— Begin —

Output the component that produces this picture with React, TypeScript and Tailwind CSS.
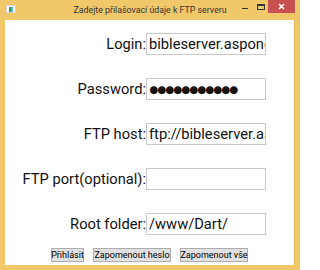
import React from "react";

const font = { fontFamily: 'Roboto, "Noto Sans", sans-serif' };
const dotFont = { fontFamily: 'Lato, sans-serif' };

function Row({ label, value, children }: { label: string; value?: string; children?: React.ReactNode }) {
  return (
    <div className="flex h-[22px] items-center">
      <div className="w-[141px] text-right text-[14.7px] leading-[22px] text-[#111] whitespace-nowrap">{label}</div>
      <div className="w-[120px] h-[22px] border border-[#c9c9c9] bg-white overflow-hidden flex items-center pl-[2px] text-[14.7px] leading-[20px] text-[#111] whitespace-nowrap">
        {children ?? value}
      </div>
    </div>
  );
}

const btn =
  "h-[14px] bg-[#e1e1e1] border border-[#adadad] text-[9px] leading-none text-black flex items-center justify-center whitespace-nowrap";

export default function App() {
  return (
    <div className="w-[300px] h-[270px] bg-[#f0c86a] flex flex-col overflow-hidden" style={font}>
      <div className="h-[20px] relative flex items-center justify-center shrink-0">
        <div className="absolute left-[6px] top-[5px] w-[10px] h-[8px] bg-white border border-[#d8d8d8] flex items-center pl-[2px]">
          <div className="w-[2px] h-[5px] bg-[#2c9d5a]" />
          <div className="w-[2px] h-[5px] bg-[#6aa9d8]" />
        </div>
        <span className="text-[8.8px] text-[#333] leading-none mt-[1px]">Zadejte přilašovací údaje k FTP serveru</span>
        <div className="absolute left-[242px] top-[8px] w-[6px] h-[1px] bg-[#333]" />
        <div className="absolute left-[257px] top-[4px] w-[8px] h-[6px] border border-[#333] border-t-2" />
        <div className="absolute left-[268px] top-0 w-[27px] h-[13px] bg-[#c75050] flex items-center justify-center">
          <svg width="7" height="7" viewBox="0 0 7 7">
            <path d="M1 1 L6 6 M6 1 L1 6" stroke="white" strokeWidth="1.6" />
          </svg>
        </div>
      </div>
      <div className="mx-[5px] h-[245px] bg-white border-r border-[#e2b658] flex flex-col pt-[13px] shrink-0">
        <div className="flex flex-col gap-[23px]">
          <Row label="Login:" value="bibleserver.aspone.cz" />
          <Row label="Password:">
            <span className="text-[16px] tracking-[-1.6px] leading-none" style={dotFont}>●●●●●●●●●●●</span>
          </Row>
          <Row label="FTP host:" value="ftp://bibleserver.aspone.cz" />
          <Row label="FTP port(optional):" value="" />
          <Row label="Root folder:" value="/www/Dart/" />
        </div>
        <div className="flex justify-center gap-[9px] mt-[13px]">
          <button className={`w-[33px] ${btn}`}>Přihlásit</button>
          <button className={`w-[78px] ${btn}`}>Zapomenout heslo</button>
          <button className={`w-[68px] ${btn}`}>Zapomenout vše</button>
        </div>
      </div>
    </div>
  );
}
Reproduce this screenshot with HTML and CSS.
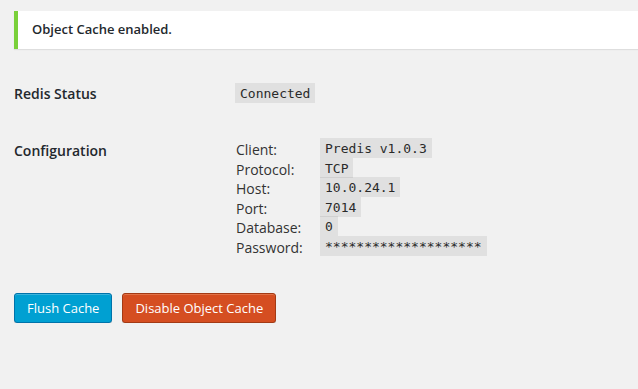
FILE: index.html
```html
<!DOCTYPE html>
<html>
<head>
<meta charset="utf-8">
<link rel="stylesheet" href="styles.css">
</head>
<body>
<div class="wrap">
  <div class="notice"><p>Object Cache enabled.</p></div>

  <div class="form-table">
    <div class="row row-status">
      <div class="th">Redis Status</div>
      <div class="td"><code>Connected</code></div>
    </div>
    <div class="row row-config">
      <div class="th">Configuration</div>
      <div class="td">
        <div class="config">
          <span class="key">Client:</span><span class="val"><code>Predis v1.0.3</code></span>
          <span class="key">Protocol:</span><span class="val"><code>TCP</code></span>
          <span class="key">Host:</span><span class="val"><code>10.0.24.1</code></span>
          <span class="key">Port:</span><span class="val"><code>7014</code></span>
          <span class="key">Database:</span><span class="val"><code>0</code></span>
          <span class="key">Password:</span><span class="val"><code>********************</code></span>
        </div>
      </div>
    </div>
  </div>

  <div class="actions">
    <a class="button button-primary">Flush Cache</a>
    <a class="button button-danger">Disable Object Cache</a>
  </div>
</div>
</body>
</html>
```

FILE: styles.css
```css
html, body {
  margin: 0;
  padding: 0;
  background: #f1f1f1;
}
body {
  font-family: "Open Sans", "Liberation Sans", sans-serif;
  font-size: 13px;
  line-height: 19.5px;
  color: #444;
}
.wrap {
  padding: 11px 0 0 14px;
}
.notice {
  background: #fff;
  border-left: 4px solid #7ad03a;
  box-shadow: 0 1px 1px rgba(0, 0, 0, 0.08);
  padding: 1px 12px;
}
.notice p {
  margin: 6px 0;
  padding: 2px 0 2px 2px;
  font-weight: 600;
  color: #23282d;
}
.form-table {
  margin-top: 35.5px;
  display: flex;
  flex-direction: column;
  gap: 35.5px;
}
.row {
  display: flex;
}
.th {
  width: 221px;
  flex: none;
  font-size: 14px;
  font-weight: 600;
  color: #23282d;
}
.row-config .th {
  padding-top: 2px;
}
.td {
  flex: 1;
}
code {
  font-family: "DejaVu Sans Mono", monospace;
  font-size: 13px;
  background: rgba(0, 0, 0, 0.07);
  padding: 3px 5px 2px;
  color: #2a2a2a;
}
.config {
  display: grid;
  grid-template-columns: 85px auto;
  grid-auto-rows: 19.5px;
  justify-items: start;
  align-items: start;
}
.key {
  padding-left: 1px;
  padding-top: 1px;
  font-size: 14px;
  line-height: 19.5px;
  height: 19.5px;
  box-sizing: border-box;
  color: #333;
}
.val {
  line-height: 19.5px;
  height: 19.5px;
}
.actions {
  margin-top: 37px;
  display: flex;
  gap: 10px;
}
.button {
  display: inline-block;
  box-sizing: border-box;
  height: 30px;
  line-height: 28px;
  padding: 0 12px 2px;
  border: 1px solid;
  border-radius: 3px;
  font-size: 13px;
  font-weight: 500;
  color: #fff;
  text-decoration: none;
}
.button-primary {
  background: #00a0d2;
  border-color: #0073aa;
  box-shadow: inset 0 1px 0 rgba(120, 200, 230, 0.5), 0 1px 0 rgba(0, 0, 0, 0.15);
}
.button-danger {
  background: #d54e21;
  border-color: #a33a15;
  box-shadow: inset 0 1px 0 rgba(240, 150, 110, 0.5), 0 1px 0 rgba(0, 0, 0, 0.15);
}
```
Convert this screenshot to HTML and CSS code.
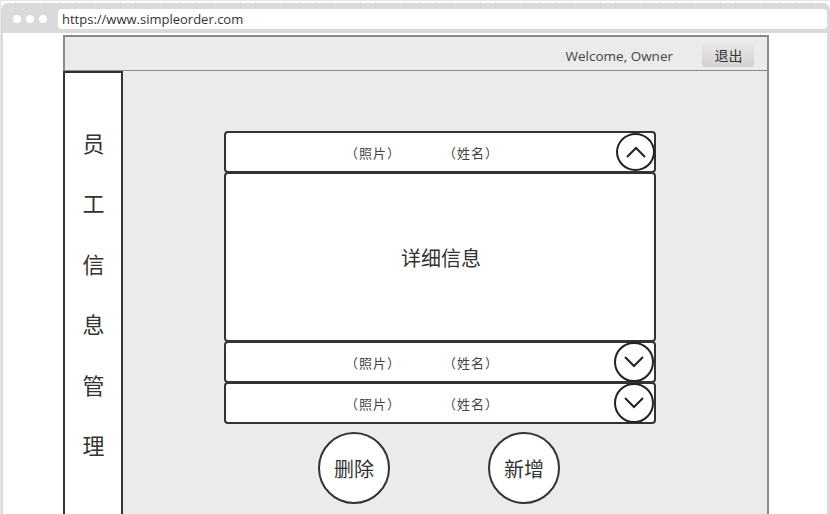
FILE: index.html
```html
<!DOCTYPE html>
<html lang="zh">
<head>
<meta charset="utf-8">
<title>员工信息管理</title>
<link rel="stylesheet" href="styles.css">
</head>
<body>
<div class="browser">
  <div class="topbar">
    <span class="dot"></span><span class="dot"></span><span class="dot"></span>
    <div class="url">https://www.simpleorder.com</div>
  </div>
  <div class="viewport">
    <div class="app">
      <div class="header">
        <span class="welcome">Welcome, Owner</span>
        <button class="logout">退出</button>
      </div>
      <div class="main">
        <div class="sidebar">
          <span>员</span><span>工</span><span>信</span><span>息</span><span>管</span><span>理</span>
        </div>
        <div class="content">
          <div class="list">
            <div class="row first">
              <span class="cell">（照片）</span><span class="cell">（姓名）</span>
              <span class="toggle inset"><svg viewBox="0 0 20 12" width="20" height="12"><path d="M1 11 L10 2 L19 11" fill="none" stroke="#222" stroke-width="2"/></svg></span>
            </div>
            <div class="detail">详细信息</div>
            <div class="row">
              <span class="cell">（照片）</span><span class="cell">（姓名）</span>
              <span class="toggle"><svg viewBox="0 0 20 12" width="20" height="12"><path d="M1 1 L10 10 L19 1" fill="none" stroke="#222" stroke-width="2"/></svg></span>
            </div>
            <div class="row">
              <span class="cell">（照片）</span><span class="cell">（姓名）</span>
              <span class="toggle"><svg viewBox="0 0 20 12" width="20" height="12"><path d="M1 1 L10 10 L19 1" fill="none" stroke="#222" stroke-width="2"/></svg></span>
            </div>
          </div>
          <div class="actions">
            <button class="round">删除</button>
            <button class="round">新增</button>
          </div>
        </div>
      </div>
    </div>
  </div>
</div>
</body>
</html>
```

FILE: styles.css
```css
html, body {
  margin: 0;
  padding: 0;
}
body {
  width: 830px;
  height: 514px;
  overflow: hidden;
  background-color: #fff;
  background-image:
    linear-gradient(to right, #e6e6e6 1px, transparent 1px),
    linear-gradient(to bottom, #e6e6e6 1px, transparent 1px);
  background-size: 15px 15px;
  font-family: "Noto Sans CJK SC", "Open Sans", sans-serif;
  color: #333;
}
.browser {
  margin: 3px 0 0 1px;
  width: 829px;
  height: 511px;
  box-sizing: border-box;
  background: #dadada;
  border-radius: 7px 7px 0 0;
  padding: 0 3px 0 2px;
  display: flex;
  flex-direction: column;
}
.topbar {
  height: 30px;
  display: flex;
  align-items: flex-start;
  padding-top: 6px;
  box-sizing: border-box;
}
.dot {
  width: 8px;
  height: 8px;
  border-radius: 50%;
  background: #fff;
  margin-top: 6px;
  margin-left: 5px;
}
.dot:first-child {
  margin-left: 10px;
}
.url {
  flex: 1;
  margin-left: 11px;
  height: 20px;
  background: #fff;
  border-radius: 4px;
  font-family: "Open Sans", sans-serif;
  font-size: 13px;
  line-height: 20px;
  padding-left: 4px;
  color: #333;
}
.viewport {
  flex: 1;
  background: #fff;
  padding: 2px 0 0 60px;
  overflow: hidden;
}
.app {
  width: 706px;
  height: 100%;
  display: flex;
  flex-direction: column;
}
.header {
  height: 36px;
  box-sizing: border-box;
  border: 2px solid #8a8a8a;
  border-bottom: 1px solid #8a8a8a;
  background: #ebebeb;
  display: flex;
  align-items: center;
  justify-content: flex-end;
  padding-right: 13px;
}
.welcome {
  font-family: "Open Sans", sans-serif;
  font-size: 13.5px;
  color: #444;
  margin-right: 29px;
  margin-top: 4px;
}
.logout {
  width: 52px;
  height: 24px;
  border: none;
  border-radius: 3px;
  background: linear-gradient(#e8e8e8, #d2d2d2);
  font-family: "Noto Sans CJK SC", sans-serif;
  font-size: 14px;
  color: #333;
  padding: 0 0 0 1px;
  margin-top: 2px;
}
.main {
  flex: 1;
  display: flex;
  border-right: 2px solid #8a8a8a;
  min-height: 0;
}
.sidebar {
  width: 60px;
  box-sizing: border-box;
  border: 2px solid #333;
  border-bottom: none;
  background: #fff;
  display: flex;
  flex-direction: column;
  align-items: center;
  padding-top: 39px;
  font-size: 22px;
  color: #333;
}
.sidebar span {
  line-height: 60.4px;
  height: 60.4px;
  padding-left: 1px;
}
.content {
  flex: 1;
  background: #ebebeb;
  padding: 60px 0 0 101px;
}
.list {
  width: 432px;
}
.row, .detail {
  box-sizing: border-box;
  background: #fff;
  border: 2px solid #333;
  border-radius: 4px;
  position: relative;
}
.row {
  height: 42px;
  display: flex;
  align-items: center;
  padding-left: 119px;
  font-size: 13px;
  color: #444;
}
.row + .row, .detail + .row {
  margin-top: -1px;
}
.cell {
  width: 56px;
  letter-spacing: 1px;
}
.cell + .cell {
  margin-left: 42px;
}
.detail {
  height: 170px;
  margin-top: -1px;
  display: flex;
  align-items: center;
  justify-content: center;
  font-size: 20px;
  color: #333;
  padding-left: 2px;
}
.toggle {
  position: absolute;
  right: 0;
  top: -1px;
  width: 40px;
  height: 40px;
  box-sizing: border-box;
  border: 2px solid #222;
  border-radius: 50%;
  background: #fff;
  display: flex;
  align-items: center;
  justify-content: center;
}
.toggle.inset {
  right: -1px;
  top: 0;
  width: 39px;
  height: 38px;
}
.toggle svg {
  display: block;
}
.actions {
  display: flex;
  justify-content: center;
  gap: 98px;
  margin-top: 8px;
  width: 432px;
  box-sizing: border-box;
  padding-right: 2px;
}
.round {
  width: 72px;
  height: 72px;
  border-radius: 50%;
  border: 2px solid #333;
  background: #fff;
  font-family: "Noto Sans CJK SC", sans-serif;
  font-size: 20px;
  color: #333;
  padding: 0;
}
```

— End —

** What is asked **
Write out exactly the opening lines of the data, stopping after the line that holds "fontFamily: 'Lato, sans-serif'". Exclude pictures.

** Answer **
Output the component that produces this picture with React, TypeScript and Tailwind CSS.
import React from "react";

const font = { fontFamily: 'Roboto, "Noto Sans", sans-serif' };
const dotFont = { fontFamily: 'Lato, sans-serif' };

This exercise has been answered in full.